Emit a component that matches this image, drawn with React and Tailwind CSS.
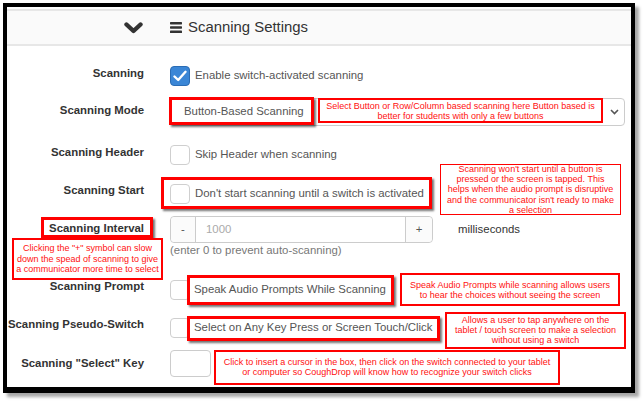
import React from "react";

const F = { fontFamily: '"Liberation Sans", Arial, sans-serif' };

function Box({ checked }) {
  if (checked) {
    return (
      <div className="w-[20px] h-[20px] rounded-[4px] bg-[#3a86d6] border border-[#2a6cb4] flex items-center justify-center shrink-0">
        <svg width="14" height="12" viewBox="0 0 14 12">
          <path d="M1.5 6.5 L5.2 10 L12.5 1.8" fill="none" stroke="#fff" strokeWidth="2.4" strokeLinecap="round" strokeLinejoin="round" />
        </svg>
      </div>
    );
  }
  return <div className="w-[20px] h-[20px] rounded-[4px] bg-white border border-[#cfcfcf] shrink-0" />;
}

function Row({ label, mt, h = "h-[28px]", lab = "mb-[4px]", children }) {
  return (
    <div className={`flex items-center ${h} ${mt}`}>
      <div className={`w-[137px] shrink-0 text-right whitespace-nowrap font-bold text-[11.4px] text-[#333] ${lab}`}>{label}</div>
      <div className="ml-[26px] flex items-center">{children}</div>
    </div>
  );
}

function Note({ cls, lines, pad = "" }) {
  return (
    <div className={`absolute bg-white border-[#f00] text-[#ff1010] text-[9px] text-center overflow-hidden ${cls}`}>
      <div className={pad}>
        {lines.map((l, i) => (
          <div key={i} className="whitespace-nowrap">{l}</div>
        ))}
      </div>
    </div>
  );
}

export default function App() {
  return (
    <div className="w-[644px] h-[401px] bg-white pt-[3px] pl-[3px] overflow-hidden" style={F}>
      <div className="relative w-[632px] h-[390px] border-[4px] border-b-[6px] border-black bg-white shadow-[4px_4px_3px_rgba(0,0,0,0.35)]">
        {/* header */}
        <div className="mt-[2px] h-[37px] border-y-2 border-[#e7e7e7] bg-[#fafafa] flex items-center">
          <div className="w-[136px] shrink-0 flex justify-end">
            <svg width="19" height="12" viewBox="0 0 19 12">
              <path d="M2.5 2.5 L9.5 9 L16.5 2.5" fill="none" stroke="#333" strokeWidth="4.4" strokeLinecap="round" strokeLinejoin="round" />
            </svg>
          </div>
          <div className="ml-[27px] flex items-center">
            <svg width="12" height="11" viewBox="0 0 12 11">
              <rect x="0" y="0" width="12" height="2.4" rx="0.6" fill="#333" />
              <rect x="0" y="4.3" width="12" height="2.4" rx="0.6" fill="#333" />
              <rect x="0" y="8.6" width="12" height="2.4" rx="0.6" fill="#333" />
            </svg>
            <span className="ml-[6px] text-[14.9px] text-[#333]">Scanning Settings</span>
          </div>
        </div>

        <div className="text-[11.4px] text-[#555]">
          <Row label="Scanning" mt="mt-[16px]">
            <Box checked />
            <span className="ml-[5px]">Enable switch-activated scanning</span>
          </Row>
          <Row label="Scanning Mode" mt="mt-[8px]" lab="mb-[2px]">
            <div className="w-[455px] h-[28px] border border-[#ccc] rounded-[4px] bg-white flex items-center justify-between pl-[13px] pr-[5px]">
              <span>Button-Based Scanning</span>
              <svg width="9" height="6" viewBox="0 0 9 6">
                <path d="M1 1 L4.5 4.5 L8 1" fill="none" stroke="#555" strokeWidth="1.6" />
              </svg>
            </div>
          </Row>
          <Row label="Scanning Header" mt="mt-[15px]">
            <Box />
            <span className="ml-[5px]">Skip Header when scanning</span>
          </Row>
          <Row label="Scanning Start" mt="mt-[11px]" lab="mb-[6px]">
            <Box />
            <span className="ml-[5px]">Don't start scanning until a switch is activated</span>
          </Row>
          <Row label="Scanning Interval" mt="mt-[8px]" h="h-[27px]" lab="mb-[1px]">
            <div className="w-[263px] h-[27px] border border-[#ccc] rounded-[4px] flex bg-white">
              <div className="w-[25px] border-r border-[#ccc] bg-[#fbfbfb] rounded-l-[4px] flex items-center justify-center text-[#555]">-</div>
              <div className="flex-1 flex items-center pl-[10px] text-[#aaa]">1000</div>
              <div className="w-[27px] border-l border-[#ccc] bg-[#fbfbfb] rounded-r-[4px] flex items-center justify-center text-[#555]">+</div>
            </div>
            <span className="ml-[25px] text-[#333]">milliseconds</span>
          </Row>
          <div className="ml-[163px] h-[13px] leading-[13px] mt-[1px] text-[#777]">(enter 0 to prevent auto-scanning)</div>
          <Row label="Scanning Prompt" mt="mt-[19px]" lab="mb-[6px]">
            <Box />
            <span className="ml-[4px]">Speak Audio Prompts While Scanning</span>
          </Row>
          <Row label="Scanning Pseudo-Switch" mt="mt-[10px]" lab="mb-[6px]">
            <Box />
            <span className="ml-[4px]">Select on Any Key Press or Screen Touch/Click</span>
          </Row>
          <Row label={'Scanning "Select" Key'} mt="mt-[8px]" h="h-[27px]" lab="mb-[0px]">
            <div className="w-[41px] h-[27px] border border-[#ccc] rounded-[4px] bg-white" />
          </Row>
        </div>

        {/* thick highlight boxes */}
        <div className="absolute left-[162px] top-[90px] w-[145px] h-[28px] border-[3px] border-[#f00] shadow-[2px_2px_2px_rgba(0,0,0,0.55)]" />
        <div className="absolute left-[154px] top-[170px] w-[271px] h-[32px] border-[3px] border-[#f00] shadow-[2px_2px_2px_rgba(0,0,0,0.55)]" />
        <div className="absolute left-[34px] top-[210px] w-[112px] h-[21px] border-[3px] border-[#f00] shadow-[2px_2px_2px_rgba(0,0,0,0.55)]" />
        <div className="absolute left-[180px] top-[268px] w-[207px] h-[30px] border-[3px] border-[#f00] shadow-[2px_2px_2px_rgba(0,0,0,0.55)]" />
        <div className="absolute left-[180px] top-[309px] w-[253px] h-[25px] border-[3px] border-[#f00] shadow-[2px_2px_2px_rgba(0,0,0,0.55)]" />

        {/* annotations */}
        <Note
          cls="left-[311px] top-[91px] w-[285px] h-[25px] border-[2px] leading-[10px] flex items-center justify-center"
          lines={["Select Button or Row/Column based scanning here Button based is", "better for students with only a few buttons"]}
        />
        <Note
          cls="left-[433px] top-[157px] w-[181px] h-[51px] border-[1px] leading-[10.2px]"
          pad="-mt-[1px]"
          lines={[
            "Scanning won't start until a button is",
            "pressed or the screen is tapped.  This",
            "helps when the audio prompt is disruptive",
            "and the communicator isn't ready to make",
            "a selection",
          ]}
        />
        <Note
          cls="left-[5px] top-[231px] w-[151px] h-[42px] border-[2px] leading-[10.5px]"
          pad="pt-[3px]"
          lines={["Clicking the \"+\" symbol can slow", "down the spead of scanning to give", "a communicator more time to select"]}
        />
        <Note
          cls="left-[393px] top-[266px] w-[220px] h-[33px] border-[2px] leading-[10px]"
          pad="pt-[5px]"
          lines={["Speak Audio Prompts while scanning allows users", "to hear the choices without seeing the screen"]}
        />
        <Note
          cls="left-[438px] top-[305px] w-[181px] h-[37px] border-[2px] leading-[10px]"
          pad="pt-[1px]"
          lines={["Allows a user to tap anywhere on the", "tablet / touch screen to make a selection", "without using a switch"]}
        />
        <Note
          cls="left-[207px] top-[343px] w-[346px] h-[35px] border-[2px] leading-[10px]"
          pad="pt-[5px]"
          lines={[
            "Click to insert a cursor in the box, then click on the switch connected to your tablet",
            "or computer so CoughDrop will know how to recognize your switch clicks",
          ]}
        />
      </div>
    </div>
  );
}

### [WORK REQUIRED]
Leave the pictures out and output the rest of the listing exactly.

### [ANSWER FOR THE TASK]
Emit a component that matches this image, drawn with React and Tailwind CSS.
import React from "react";

const F = { fontFamily: '"Liberation Sans", Arial, sans-serif' };

function Box({ checked }) {
  if (checked) {
    return (
      <div className="w-[20px] h-[20px] rounded-[4px] bg-[#3a86d6] border border-[#2a6cb4] flex items-center justify-center shrink-0">
        <svg width="14" height="12" viewBox="0 0 14 12">
          <path d="M1.5 6.5 L5.2 10 L12.5 1.8" fill="none" stroke="#fff" strokeWidth="2.4" strokeLinecap="round" strokeLinejoin="round" />
        </svg>
      </div>
    );
  }
  return <div className="w-[20px] h-[20px] rounded-[4px] bg-white border border-[#cfcfcf] shrink-0" />;
}

function Row({ label, mt, h = "h-[28px]", lab = "mb-[4px]", children }) {
  return (
    <div className={`flex items-center ${h} ${mt}`}>
      <div className={`w-[137px] shrink-0 text-right whitespace-nowrap font-bold text-[11.4px] text-[#333] ${lab}`}>{label}</div>
      <div className="ml-[26px] flex items-center">{children}</div>
    </div>
  );
}

function Note({ cls, lines, pad = "" }) {
  return (
    <div className={`absolute bg-white border-[#f00] text-[#ff1010] text-[9px] text-center overflow-hidden ${cls}`}>
      <div className={pad}>
        {lines.map((l, i) => (
          <div key={i} className="whitespace-nowrap">{l}</div>
        ))}
      </div>
    </div>
  );
}

export default function App() {
  return (
    <div className="w-[644px] h-[401px] bg-white pt-[3px] pl-[3px] overflow-hidden" style={F}>
      <div className="relative w-[632px] h-[390px] border-[4px] border-b-[6px] border-black bg-white shadow-[4px_4px_3px_rgba(0,0,0,0.35)]">
        {/* header */}
        <div className="mt-[2px] h-[37px] border-y-2 border-[#e7e7e7] bg-[#fafafa] flex items-center">
          <div className="w-[136px] shrink-0 flex justify-end">
            <svg width="19" height="12" viewBox="0 0 19 12">
              <path d="M2.5 2.5 L9.5 9 L16.5 2.5" fill="none" stroke="#333" strokeWidth="4.4" strokeLinecap="round" strokeLinejoin="round" />
            </svg>
          </div>
          <div className="ml-[27px] flex items-center">
            <svg width="12" height="11" viewBox="0 0 12 11">
              <rect x="0" y="0" width="12" height="2.4" rx="0.6" fill="#333" />
              <rect x="0" y="4.3" width="12" height="2.4" rx="0.6" fill="#333" />
              <rect x="0" y="8.6" width="12" height="2.4" rx="0.6" fill="#333" />
            </svg>
            <span className="ml-[6px] text-[14.9px] text-[#333]">Scanning Settings</span>
          </div>
        </div>

        <div className="text-[11.4px] text-[#555]">
          <Row label="Scanning" mt="mt-[16px]">
            <Box checked />
            <span className="ml-[5px]">Enable switch-activated scanning</span>
          </Row>
          <Row label="Scanning Mode" mt="mt-[8px]" lab="mb-[2px]">
            <div className="w-[455px] h-[28px] border border-[#ccc] rounded-[4px] bg-white flex items-center justify-between pl-[13px] pr-[5px]">
              <span>Button-Based Scanning</span>
              <svg width="9" height="6" viewBox="0 0 9 6">
                <path d="M1 1 L4.5 4.5 L8 1" fill="none" stroke="#555" strokeWidth="1.6" />
              </svg>
            </div>
          </Row>
          <Row label="Scanning Header" mt="mt-[15px]">
            <Box />
            <span className="ml-[5px]">Skip Header when scanning</span>
          </Row>
          <Row label="Scanning Start" mt="mt-[11px]" lab="mb-[6px]">
            <Box />
            <span className="ml-[5px]">Don't start scanning until a switch is activated</span>
          </Row>
          <Row label="Scanning Interval" mt="mt-[8px]" h="h-[27px]" lab="mb-[1px]">
            <div className="w-[263px] h-[27px] border border-[#ccc] rounded-[4px] flex bg-white">
              <div className="w-[25px] border-r border-[#ccc] bg-[#fbfbfb] rounded-l-[4px] flex items-center justify-center text-[#555]">-</div>
              <div className="flex-1 flex items-center pl-[10px] text-[#aaa]">1000</div>
              <div className="w-[27px] border-l border-[#ccc] bg-[#fbfbfb] rounded-r-[4px] flex items-center justify-center text-[#555]">+</div>
            </div>
            <span className="ml-[25px] text-[#333]">milliseconds</span>
          </Row>
          <div className="ml-[163px] h-[13px] leading-[13px] mt-[1px] text-[#777]">(enter 0 to prevent auto-scanning)</div>
          <Row label="Scanning Prompt" mt="mt-[19px]" lab="mb-[6px]">
            <Box />
            <span className="ml-[4px]">Speak Audio Prompts While Scanning</span>
          </Row>
          <Row label="Scanning Pseudo-Switch" mt="mt-[10px]" lab="mb-[6px]">
            <Box />
            <span className="ml-[4px]">Select on Any Key Press or Screen Touch/Click</span>
          </Row>
          <Row label={'Scanning "Select" Key'} mt="mt-[8px]" h="h-[27px]" lab="mb-[0px]">
            <div className="w-[41px] h-[27px] border border-[#ccc] rounded-[4px] bg-white" />
          </Row>
        </div>

        {/* thick highlight boxes */}
        <div className="absolute left-[162px] top-[90px] w-[145px] h-[28px] border-[3px] border-[#f00] shadow-[2px_2px_2px_rgba(0,0,0,0.55)]" />
        <div className="absolute left-[154px] top-[170px] w-[271px] h-[32px] border-[3px] border-[#f00] shadow-[2px_2px_2px_rgba(0,0,0,0.55)]" />
        <div className="absolute left-[34px] top-[210px] w-[112px] h-[21px] border-[3px] border-[#f00] shadow-[2px_2px_2px_rgba(0,0,0,0.55)]" />
        <div className="absolute left-[180px] top-[268px] w-[207px] h-[30px] border-[3px] border-[#f00] shadow-[2px_2px_2px_rgba(0,0,0,0.55)]" />
        <div className="absolute left-[180px] top-[309px] w-[253px] h-[25px] border-[3px] border-[#f00] shadow-[2px_2px_2px_rgba(0,0,0,0.55)]" />

        {/* annotations */}
        <Note
          cls="left-[311px] top-[91px] w-[285px] h-[25px] border-[2px] leading-[10px] flex items-center justify-center"
          lines={["Select Button or Row/Column based scanning here Button based is", "better for students with only a few buttons"]}
        />
        <Note
          cls="left-[433px] top-[157px] w-[181px] h-[51px] border-[1px] leading-[10.2px]"
          pad="-mt-[1px]"
          lines={[
            "Scanning won't start until a button is",
            "pressed or the screen is tapped.  This",
            "helps when the audio prompt is disruptive",
            "and the communicator isn't ready to make",
            "a selection",
          ]}
        />
        <Note
          cls="left-[5px] top-[231px] w-[151px] h-[42px] border-[2px] leading-[10.5px]"
          pad="pt-[3px]"
          lines={["Clicking the \"+\" symbol can slow", "down the spead of scanning to give", "a communicator more time to select"]}
        />
        <Note
          cls="left-[393px] top-[266px] w-[220px] h-[33px] border-[2px] leading-[10px]"
          pad="pt-[5px]"
          lines={["Speak Audio Prompts while scanning allows users", "to hear the choices without seeing the screen"]}
        />
        <Note
          cls="left-[438px] top-[305px] w-[181px] h-[37px] border-[2px] leading-[10px]"
          pad="pt-[1px]"
          lines={["Allows a user to tap anywhere on the", "tablet / touch screen to make a selection", "without using a switch"]}
        />
        <Note
          cls="left-[207px] top-[343px] w-[346px] h-[35px] border-[2px] leading-[10px]"
          pad="pt-[5px]"
          lines={[
            "Click to insert a cursor in the box, then click on the switch connected to your tablet",
            "or computer so CoughDrop will know how to recognize your switch clicks",
          ]}
        />
      </div>
    </div>
  );
}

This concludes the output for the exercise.